Setiap individu memiliki kesempatan untuk melaksanakan berbagai ibadah, seperti shalat sunah, sedekah, puasa sunah, umrah, zikir, shalawat, serta berbakti kepada orang tua dan membantu mereka yang membutuhkan. Namun, penting bagi kita untuk memperhatikan status penerimaan amal ibadah tersebut di sisi Allah. Hal ini diungkapkan oleh Syekh Ibnu Athaillah dalam hikmahnya yang menyatakan bahwa tidak ada amal yang lebih diharapkan untuk diterima selain amal yang lenyap dari pandangan kita dan dianggap sepele.
Syekh Ibnu Abbad juga menekankan pentingnya melupakan amal yang telah kita lakukan. Ia berpendapat bahwa dengan melupakan amal tersebut, amal itu akan dapat naik ke langit. Sebaliknya, amal yang selalu teringat dan disebut-sebut akan tetap terjebak di bumi, sehingga tidak dapat diterima oleh Allah.
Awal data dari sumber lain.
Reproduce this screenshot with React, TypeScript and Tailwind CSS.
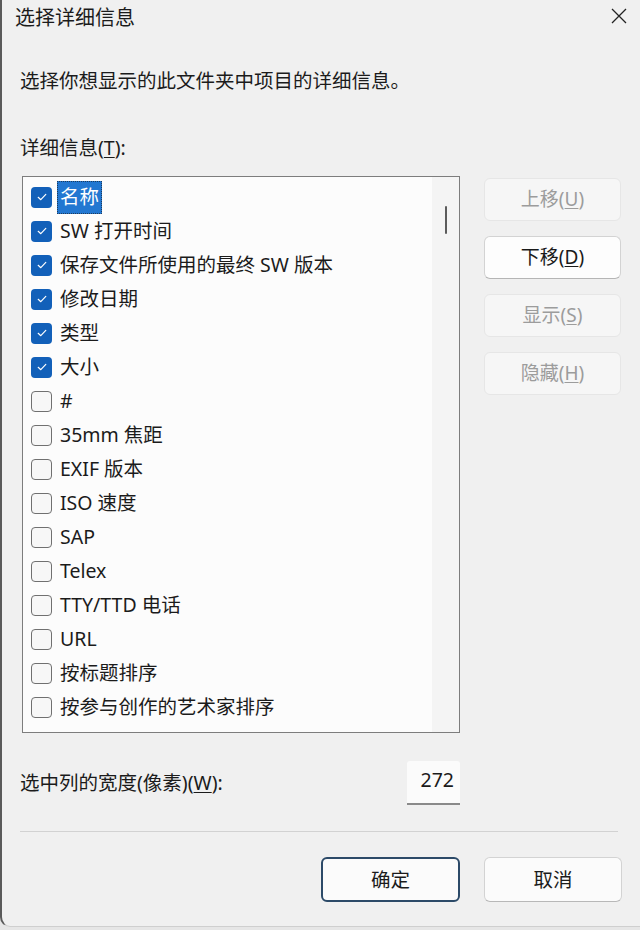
import React from 'react';

type Item = { label: string; checked: boolean; selected?: boolean };

const items: Item[] = [
    { label: '名称', checked: true, selected: true },
    { label: 'SW 打开时间', checked: true },
    { label: '保存文件所使用的最终 SW 版本', checked: true },
    { label: '修改日期', checked: true },
    { label: '类型', checked: true },
    { label: '大小', checked: true },
    { label: '#', checked: false },
    { label: '35mm 焦距', checked: false },
    { label: 'EXIF 版本', checked: false },
    { label: 'ISO 速度', checked: false },
    { label: 'SAP', checked: false },
    { label: 'Telex', checked: false },
    { label: 'TTY/TTD 电话', checked: false },
    { label: 'URL', checked: false },
    { label: '按标题排序', checked: false },
    { label: '按参与创作的艺术家排序', checked: false },
];

function Check({ checked }: { checked: boolean }) {
    if (checked) {
        return (
            <span className="w-[21px] h-[21px] rounded-[4px] bg-[#1260b9] flex items-center justify-center shrink-0">
                <svg width="12" height="12" viewBox="0 0 12 12" fill="none">
                    <path d="M2.2 6.3 L4.8 8.7 L9.8 3.4" stroke="#fff" strokeWidth="1.2" strokeLinecap="round" strokeLinejoin="round" />
                </svg>
            </span>
        );
    }
    return <span className="w-[21px] h-[21px] rounded-[4px] border border-[#707070] bg-[#f7f7f7] shrink-0" />;
}

function SideButton({ text, hotkey, enabled }: { text: string; hotkey: string; enabled?: boolean }) {
    return (
        <button
            className={
                enabled
                    ? 'w-[137px] h-[43px] rounded-[6px] bg-[#fdfdfd] border border-[#d3d3d3] border-b-[#b5b5b5] text-[19px] text-[#1a1a1a]'
                    : 'w-[137px] h-[43px] rounded-[6px] bg-[#f6f6f6] border border-[#e6e6e6] text-[19px] text-[#9c9c9c]'
            }
        >
            {text}(<span className="underline underline-offset-2">{hotkey}</span>)
        </button>
    );
}

export default function App() {
    return (
        <div className="w-[640px] h-[930px] bg-[#e6e6e6] font-['Noto_Sans','Noto_Sans_CJK_SC',sans-serif] text-[#1b1b1b]">
            <div className="h-[927px] bg-[#f0f0f0] border-l-2 border-l-[#5a5a5a] border-b border-b-[#cfcfcf] rounded-bl-[10px] flex flex-col">
                {/* title bar */}
                <div className="flex items-start justify-between pl-[13px] pr-[13px] pt-[4px] h-[40px]">
                    <span className="text-[20px] leading-[28px]">选择详细信息</span>
                    <svg width="16" height="16" viewBox="0 0 16 16" className="mt-[4px]">
                        <path d="M1 1 L15 15 M15 1 L1 15" stroke="#222" strokeWidth="1.3" />
                    </svg>
                </div>

                <p className="pl-[18px] mt-[28px] text-[19.5px] leading-[26px]">选择你想显示的此文件夹中项目的详细信息。</p>

                <p className="pl-[18px] mt-[41px] text-[19.5px] leading-[26px]">
                    详细信息(<span className="underline underline-offset-2">T</span>):
                </p>

                <div className="flex mt-[15px] pl-[20px]">
                    {/* list */}
                    <div className="w-[438px] h-[557px] border border-[#7d7d7d] bg-[#fcfcfc] flex">
                        <div className="flex-1 pt-[3px] flex flex-col">
                            {items.map((it) => (
                                <div key={it.label} className="h-[34px] flex items-center pl-[8px] shrink-0">
                                    <Check checked={it.checked} />
                                    <span
                                        className={
                                            it.selected
                                                ? 'ml-[5px] px-[3px] h-[33px] flex items-center bg-[#2277d1] text-white outline-1 outline-dotted outline-[#1d3b5c] -outline-offset-1 text-[19.5px]'
                                                : 'ml-[5px] px-[3px] text-[19.5px] leading-[26px]'
                                        }
                                    >
                                        {it.label}
                                    </span>
                                </div>
                            ))}
                        </div>
                        <div className="w-[27px] bg-[#f4f4f4] flex justify-center pt-[29px]">
                            <span className="w-[2px] h-[28px] bg-[#5c5c5c] rounded-full" />
                        </div>
                    </div>

                    {/* side buttons */}
                    <div className="ml-[24px] mt-[2px] flex flex-col gap-[15px]">
                        <SideButton text="上移" hotkey="U" />
                        <SideButton text="下移" hotkey="D" enabled />
                        <SideButton text="显示" hotkey="S" />
                        <SideButton text="隐藏" hotkey="H" />
                    </div>
                </div>

                {/* width row */}
                <div className="flex items-center pl-[18px] mt-[28px] w-[458px]">
                    <span className="text-[19.5px] leading-[26px] flex-1">
                        选中列的宽度(像素)(<span className="underline underline-offset-2">W</span>):
                    </span>
                    <div className="w-[53px] h-[44px] bg-[#fbfbfb] border-b-2 border-b-[#8a8a8a] rounded-t-[3px] flex items-start justify-end pr-[6px] pt-[6px] text-[19.5px] leading-[26px]">
                        272
                    </div>
                </div>

                <div className="mx-[18px] mt-[26px] h-px bg-[#d2d2d2] w-[598px]" />

                {/* footer */}
                <div className="flex mt-[25px] pl-[319px] gap-[24px]">
                    <button className="w-[139px] h-[45px] rounded-[6px] border-2 border-[#2c4a68] bg-[#fbfbfb] text-[19.5px]">确定</button>
                    <button className="w-[138px] h-[45px] rounded-[6px] border border-[#d3d3d3] border-b-[#b8b8b8] bg-[#fbfbfb] text-[19.5px]">取消</button>
                </div>
            </div>
        </div>
    );
}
Ali bin Husein (RA) menambahkan bahwa segala amal yang masih terhubung dengan pandangan kita menjadi tanda penolakan atas amal tersebut. Penerimaan amal adalah sesuatu yang diangkat dan lenyap dari ingatan kita. Jika amal itu masih diingat, maka amal tersebut tidak akan dapat naik ke hadirat-Nya.
Jika menghilangkan ingatan atas amal terasa sulit, Syekh Zarruq (RA) menyarankan agar kita memandang amal kita dengan penuh kekurangan. Ia menganjurkan untuk melepaskan keterikatan kita pada amal tersebut, karena pada dasarnya amal itu bukan milik kita. Amal itu muncul dari diri kita karena Allah memberikan taufiq kepada kita.
Hikmah ini mengajarkan banyak hal, termasuk pentingnya tidak bersikap takabbur terhadap amal ibadah yang telah kita lakukan. Kita juga diingatkan untuk tidak merasa puas dengan amal ibadah kita, karena pada hakikatnya, amal tersebut selalu memiliki kekurangan. Selain itu, kita didorong untuk menyadari bahwa amal yang kita lakukan merupakan anugerah dari Allah, yang memberikan taufiq kepada kita. Semua ini adalah cara agar amal ibadah yang kita laksanakan diterima oleh Allah SWT. Wallahu a’lam.